O grande problema é que, desde a ditadura militar, o Brasil carregou na dissimulação. Na ditadura, os militares definiram seu regime como "revolução" e o classificaram como "democrático", e o jogo das aparências se dava pelo fato de não haver um ditador determinado, mas um rodízio de generais ditadores.

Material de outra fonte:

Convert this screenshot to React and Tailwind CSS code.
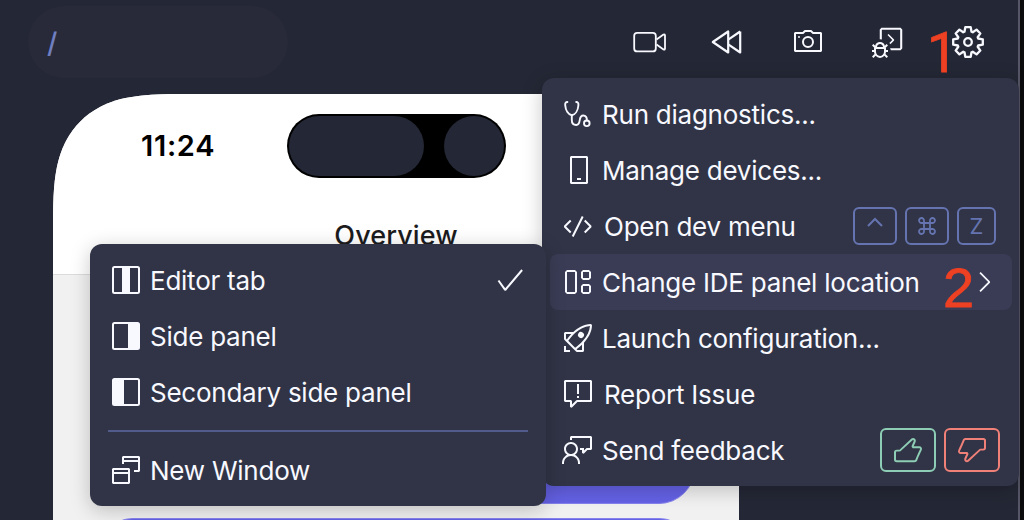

Imagine então hoje em dia, em que praticamente tudo é dissimulado? O "espiritismo", então, nem se fala! A deturpação igrejeira se intensificou cada vez mais, mas o aparato da "fidelidade doutrinária", movido por tendenciosas exposições teóricas "corretas", mantém as aparências de "espiritismo autêntico" que faz muitos incautos e muitíssimos leigos dormirem tranquilos.
Ultraconservador, o "espiritismo" brasileiro, no entanto, consegue ser aceito até por setores das esquerdas que, ingenuamente, apoiam os "médiuns espíritas" brasileiros, que claramente demonstram posturas conservadoras e defendem agendas nada esquerdistas.
Os "espíritas" condenam o aborto e apoiam as escravizantes reformas trabalhista e previdenciária. O "espiritismo" brasileiro corrobora com os machistas na criminalização das vítimas. Chico Xavier defendeu a ditadura. Divaldo Franco homenageou João Dória Jr. e apoiou a terrível "farinata". João de Deus fez questão de saudar Michel Temer e sonha em ver o retrógrado juiz Sérgio Moro presidente do Brasil. Os "médiuns" também são blindados pela Rede Globo, símbolo maior do poder midiático.
Vão dizer que isso é "coincidência", "ingenuidade" ou porque "não se mistura política com religião". Quanta ingenuidade. Mas os esquerdistas criticam os neopentecostais, que falam contra o aborto até em caso de estupro ou riscos à vida da gestante, que despejam preconceitos sociais, que praticam falsa caridade visando a promoção pessoal, e aí a desculpa da "não mistura" de política e religião desaparece.
Deveriam olhar os "médiuns espíritas" com cuidado, em vez de poluir os portais progressistas com textos exaltando figuras retrógradas como Chico Xavier e Divaldo Franco. Os dois remetem a padrões moralistas e religiosos antiquados, adotando discursos piegas e apelos emotivos extremos, porém muito cafonas.
Se isso é visto como "progressista", é um mal sinal, e significa que mesmo as esquerdas se encontram presas em padrões conservadores do Brasil de 1974, o ano que ainda não acabou e parece nunca mais acabar. Lamentavelmente.